Stop voting for people who think government is bad, that governing is hard, and that life is easier shouting from the sidelines. Teddy Roosevelt, a Republican back when it fucking meant something, famously said:
“It is not the critic who counts; not the man who points out how the strong man stumbles, or where the doer of deeds could have done them better. The credit belongs to the man who is actually in the arena, whose face is marred by dust and sweat and blood; who strives valiantly; who errs, who comes short again and again, because there is no effort without error and shortcoming; but who does actually strive to do the deeds; who knows great enthusiasms, the great devotions; who spends himself in a worthy cause; who at the best knows in the end the triumph of high achievement, and who at the worst, if he fails, at least fails while daring greatly, so that his place shall never be with those cold and timid souls who neither know victory nor defeat.”

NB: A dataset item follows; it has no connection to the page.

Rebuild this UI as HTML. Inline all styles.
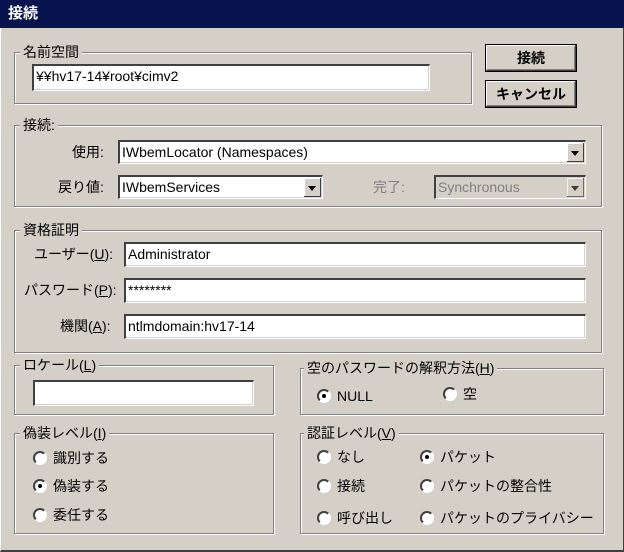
<html><head><style>
body{margin:0;width:624px;height:552px;background:#d4d0c8;font-family:"Liberation Sans","Noto Sans CJK JP",sans-serif;font-size:14px;color:#000;position:relative;overflow:hidden}
.a{position:absolute}
.title{left:0;top:0;width:624px;height:28px;background:#08144e;color:#fff;font-weight:bold;font-size:15px;line-height:28px;text-indent:8px}
.frame{left:0;top:28px;width:622px;height:522px;border-right:1px solid #404040;border-bottom:2px solid #404040;border-left:1px solid #fff}
.g{position:absolute;border:1px solid #808080;box-shadow:1px 1px 0 #fff,inset 1px 1px 0 #fff}
.gl{position:absolute;background:#d4d0c8;padding:0 3px;line-height:16px;white-space:nowrap}
.e{position:absolute;background:#fff;border-top:2px solid #404040;border-left:2px solid #404040;border-right:1px solid #fff;border-bottom:1px solid #fff;box-shadow:inset -1px -1px 0 #d4d0c8;box-sizing:border-box;line-height:20px;padding-left:2px;white-space:nowrap;overflow:hidden}
.dd{position:absolute;right:1px;top:1px;bottom:1px;width:17px;background:#d4d0c8;border-right:1px solid #404040;border-bottom:1px solid #404040;box-shadow:inset 1px 1px 0 #fff;box-sizing:border-box}
.dd:after{content:"";position:absolute;left:4px;top:8px;border-left:4px solid transparent;border-right:4px solid transparent;border-top:5px solid #000}
.btn{position:absolute;background:#d4d0c8;border:1px solid #000;box-shadow:inset -1px -1px 0 #404040,inset 1px 1px 0 #fff,inset -2px -2px 0 #808080;box-sizing:border-box;text-align:center;font-weight:bold;line-height:26px}
.lb{position:absolute;white-space:nowrap;line-height:20px}
.r{position:absolute;white-space:nowrap;line-height:16px;padding-left:20px}
.r:before{content:"";position:absolute;left:0;top:1px;width:10px;height:10px;border-radius:50%;background:#fff;border:2px solid;border-color:#404040 #fff #fff #404040}
.r.on:after{content:"";position:absolute;left:5px;top:6px;width:4px;height:4px;border-radius:50%;background:#000}
u{text-decoration:underline}
</style></head><body>
<div class="a title">接続</div>
<div class="a frame"></div>

<div class="g" style="left:14px;top:52px;width:456px;height:50px"></div>
<div class="gl" style="left:20px;top:44px">名前空間</div>
<div class="e" style="left:32px;top:64px;width:398px;height:27px">¥¥hv17-14¥root¥cimv2</div>
<div class="btn" style="left:485px;top:44px;width:92px;height:28px">接続</div>
<div class="btn" style="left:485px;top:80px;width:92px;height:28px">キャンセル</div>

<div class="g" style="left:14px;top:125px;width:586px;height:80px"></div>
<div class="gl" style="left:20px;top:117px">接続:</div>
<div class="lb" style="left:72px;top:142px">使用:</div>
<div class="e" style="left:118px;top:140px;width:468px;height:24px">IWbemLocator (Namespaces)<div class="dd"></div></div>
<div class="lb" style="left:58px;top:177px">戻り値:</div>
<div class="e" style="left:118px;top:175px;width:205px;height:24px">IWbemServices<div class="dd"></div></div>
<div class="lb" style="left:373px;top:177px;color:#808080">完了:</div>
<div class="e" style="left:434px;top:175px;width:152px;height:24px;background:#d4d0c8;color:#808080">Synchronous<div class="dd" style="opacity:.7"></div></div>

<div class="g" style="left:14px;top:230px;width:586px;height:121px"></div>
<div class="gl" style="left:20px;top:222px">資格証明</div>
<div class="lb" style="left:34px;top:244px">ユーザー(<u>U</u>):</div>
<div class="e" style="left:124px;top:242px;width:462px;height:25px">Administrator</div>
<div class="lb" style="left:24px;top:280px">パスワード(<u>P</u>):</div>
<div class="e" style="left:124px;top:278px;width:462px;height:25px">********</div>
<div class="lb" style="left:60px;top:316px">機関(<u>A</u>):</div>
<div class="e" style="left:124px;top:314px;width:462px;height:25px">ntlmdomain:hv17-14</div>

<div class="g" style="left:14px;top:365px;width:258px;height:48px"></div>
<div class="gl" style="left:20px;top:357px">ロケール(<u>L</u>)</div>
<div class="e" style="left:33px;top:380px;width:221px;height:26px"></div>

<div class="g" style="left:300px;top:368px;width:302px;height:45px"></div>
<div class="gl" style="left:304px;top:360px">空のパスワードの解釈方法(<u>H</u>)</div>
<div class="r on" style="left:317px;top:388px">NULL</div>
<div class="r" style="left:443px;top:386px">空</div>

<div class="g" style="left:14px;top:433px;width:258px;height:99px"></div>
<div class="gl" style="left:20px;top:425px">偽装レベル(<u>I</u>)</div>
<div class="r" style="left:33px;top:450px">識別する</div>
<div class="r on" style="left:33px;top:478px">偽装する</div>
<div class="r" style="left:33px;top:507px">委任する</div>

<div class="g" style="left:300px;top:433px;width:302px;height:99px"></div>
<div class="gl" style="left:304px;top:425px">認証レベル(<u>V</u>)</div>
<div class="r" style="left:317px;top:449px">なし</div>
<div class="r on" style="left:420px;top:449px">パケット</div>
<div class="r" style="left:317px;top:478px">接続</div>
<div class="r" style="left:420px;top:478px">パケットの整合性</div>
<div class="r" style="left:317px;top:510px">呼び出し</div>
<div class="r" style="left:420px;top:510px">パケットのプライバシー</div>
</body></html>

If McConnell is the man in the arena, perhaps he can find justification in his defeat, convince himself that he has spent himself in a worthy cause. But the reality is that his role is best served not in the arena, but as a critic. He and the rest of his party are an embarrassment to the kinds of politicians who knew what it meant to have devotions and to triumph greatly. Obama’s achievements will not be undone by them. Their time in the arena will only lead to failure and defeat, without even the poetry of Roosevelt’s daring greatly.
They may have failed to lose the last election, but they have set themselves up to lose a great many elections to come.